Только сейчас, казалось, они заметили, что начинаются сгущаться сумерки.
- Пойдемте, профессор, а то охрана начнет волноваться, - сказал, наконец, ВП. И они медленно двинулись в сторону освещенной поляны.
- Так вы все-таки и не сказали, почему вы задали мне свой вопрос... Насчет Далилы? Насчет предательства? – спросил наконец профессор.
- Как, - улыбнулся ВП. – Вы не поняли? Ведь даже Петр предавал. А кем стал?
Профессор задумался.
- Но все же, - спросил он, - неужели вы и вправду считаете, что нам не стоит бояться Далилы?
- Спрошу и я вас, профессор, - ответил ВП. – Повторили бы вы сегодня ту ошибку, что вы совершили в Японии.
- Нет, - категорично покачал головой профессор.

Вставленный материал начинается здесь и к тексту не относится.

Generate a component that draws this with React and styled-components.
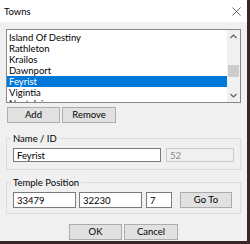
import React from 'react';
import styled, { createGlobalStyle } from 'styled-components';

const GlobalStyle = createGlobalStyle`
  html, body {
    margin: 0;
    padding: 0;
    background: #3a2626;
  }
  body {
    font-family: Lato, "Noto Sans", sans-serif;
    font-size: 9.5px;
  }
`;

const Window = styled.div`
  width: 247px;
  height: 241px;
  background: #f0f0f0;
  display: flex;
  flex-direction: column;
`;

const TitleBar = styled.div`
  height: 22px;
  background: #ffffff;
  display: flex;
  align-items: center;
  justify-content: space-between;
  padding: 0 6px 0 4px;
  box-sizing: border-box;
  color: #000;
`;

const Body = styled.div`
  padding: 7px 6px 0 6px;
  display: flex;
  flex-direction: column;
`;

const ListBox = styled.div`
  height: 74px;
  border: 1px solid #828790;
  background: #fff;
  box-sizing: border-box;
  display: flex;
`;

const Items = styled.div`
  flex: 1;
  overflow: hidden;
  padding-top: 2px;
`;

const Item = styled.div`
  height: 11px;
  line-height: 11px;
  padding-left: 2px;
  white-space: nowrap;
  background: ${p => (p.$selected ? '#0078d7' : 'transparent')};
  color: ${p => (p.$selected ? '#fff' : '#000')};
`;

const ScrollBar = styled.div`
  width: 13px;
  background: #f0f0f0;
  display: flex;
  flex-direction: column;
`;

const Arrow = styled.div`
  height: 13px;
  display: flex;
  align-items: center;
  justify-content: center;
`;

const Track = styled.div`
  flex: 1;
  padding-top: 22px;
  display: flex;
  justify-content: center;
`;

const Thumb = styled.div`
  width: 11px;
  height: 12px;
  background: #cdcdcd;
`;

const Row = styled.div`
  display: flex;
  gap: ${p => p.$gap || 0}px;
  margin-top: ${p => p.$top || 0}px;
  margin-left: ${p => p.$left || 0}px;
  justify-content: ${p => (p.$center ? 'center' : 'flex-start')};
  align-items: center;
`;

const Button = styled.button`
  width: ${p => p.$w}px;
  height: 16px;
  margin-left: ${p => p.$ml || 0}px;
  background: #e1e1e1;
  border: 1px solid #adadad;
  box-sizing: border-box;
  font-family: inherit;
  font-size: 9.5px;
  color: #000;
  padding: 0;
  line-height: 14px;
`;

const Group = styled.fieldset`
  margin: ${p => p.$top}px 0 0 0;
  border: 1px solid #dcdcdc;
  padding: 4px 6px ${p => p.$bottom}px 6px;
  min-width: 0;
`;

const Legend = styled.legend`
  padding: 0 2px;
  margin-left: -2px;
  line-height: 11px;
  color: #000;
`;

const Field = styled.div`
  width: ${p => p.$w}px;
  height: ${p => p.$h}px;
  margin-left: ${p => p.$ml || 0}px;
  box-sizing: border-box;
  border: 1px solid ${p => (p.$disabled ? '#cccccc' : '#7a7a7a')};
  background: ${p => (p.$disabled ? '#f0f0f0' : '#fff')};
  color: ${p => (p.$disabled ? '#8a8a8a' : '#000')};
  padding-left: 3px;
  display: flex;
  align-items: center;
`;

const towns = ['Island Of Destiny', 'Rathleton', 'Krailos', 'Dawnport', 'Feyrist', 'Vigintia', 'Nostalgia'];

export default function App() {
  return (
    <>
      <GlobalStyle />
      <Window>
        <TitleBar>
          <span>Towns</span>
          <svg width="9" height="9" viewBox="0 0 9 9">
            <path d="M0.5 0.5 L8.5 8.5 M8.5 0.5 L0.5 8.5" stroke="#6b6b6b" strokeWidth="1" />
          </svg>
        </TitleBar>
        <Body>
          <ListBox>
            <Items>
              {towns.map(t => (
                <Item key={t} $selected={t === 'Feyrist'}>{t}</Item>
              ))}
            </Items>
            <ScrollBar>
              <Arrow>
                <svg width="7" height="5" viewBox="0 0 7 5">
                  <path d="M0.5 4 L3.5 1 L6.5 4" stroke="#606060" strokeWidth="1.2" fill="none" />
                </svg>
              </Arrow>
              <Track><Thumb /></Track>
              <Arrow>
                <svg width="7" height="5" viewBox="0 0 7 5">
                  <path d="M0.5 1 L3.5 4 L6.5 1" stroke="#606060" strokeWidth="1.2" fill="none" />
                </svg>
              </Arrow>
            </ScrollBar>
          </ListBox>
          <Row $top={4} $left={1} $gap={2}>
            <Button $w={53}>Add</Button>
            <Button $w={54}>Remove</Button>
          </Row>
          <Group $top={10} $bottom={7}>
            <Legend>Name / ID</Legend>
            <Row>
              <Field $w={148} $h={14}>Feyrist</Field>
              <Field $w={68} $h={14} $ml={5} $disabled>52</Field>
            </Row>
          </Group>
          <Group $top={7} $bottom={5}>
            <Legend>Temple Position</Legend>
            <Row>
              <Field $w={63} $h={16}>33479</Field>
              <Field $w={63} $h={16} $ml={3}>32230</Field>
              <Field $w={26} $h={16} $ml={4}>7</Field>
              <Button $w={52} $ml={8}>Go To</Button>
            </Row>
          </Group>
          <Row $top={10} $center $gap={2}>
            <Button $w={53}>OK</Button>
            <Button $w={54}>Cancel</Button>
          </Row>
        </Body>
      </Window>
    </>
  );
}
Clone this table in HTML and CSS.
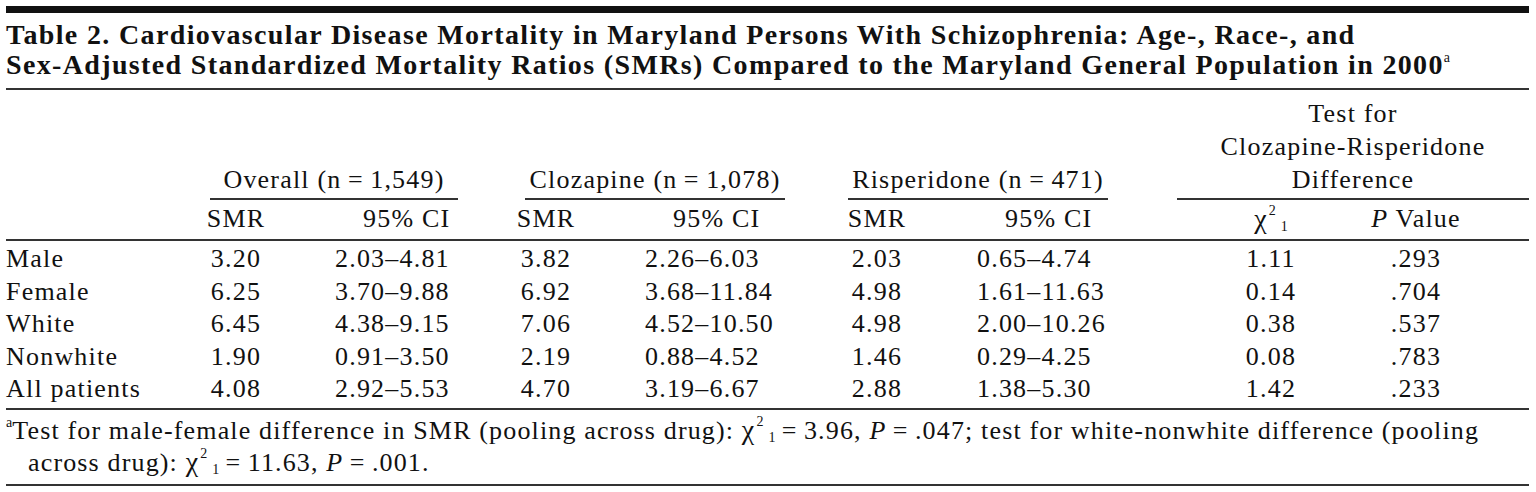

- Вот и я надеюсь, профессор, что страна, потерявшая уже однажды ум, честь и память – потерявшая свое помазание, свое избрание, свое назорейство – что страна это не повторит свою ошибку. Далила, безусловно, соберет свой урожай жертв по всему миру. Она очарует и обреет, возможно на войну, тех, у которых нет духовного иммунитета. Но нам не стоит их бояться. Пусть себе питается падалью, подбирает мертвичину по миру. В ложной памяти нет силы. Сила в правде.
- И мы будем просто сидеть и ждать? – не понял профессор.
- Именно так, - кивнул ВП.
- Но чего же нам ждать? – воскликнул профессор, не понимая.
- Ждать, пока отрастут вновь волосы. Как вот у вас, профессор, - кивнул он на хвостик волос покоящихся на плече профессора.
- Вы не пойдете в Лабораторию? – спросил профессор, когда они вышли на поляну где их, точнее ВП, уже поджидали секретари.
- Пойду, - улыбнулся ВП. – Но только с вами, и только после ужина. 
- И будете опять пытаться попасть в тот день?
ВП внимательно посмотрел на профессора и ответил:
- Нет. Разве мало бывало в жизни добрых дней? Вот туда и отправимся.
И они вместе зашагали по освещенной электрическими фонарями лесной поляне.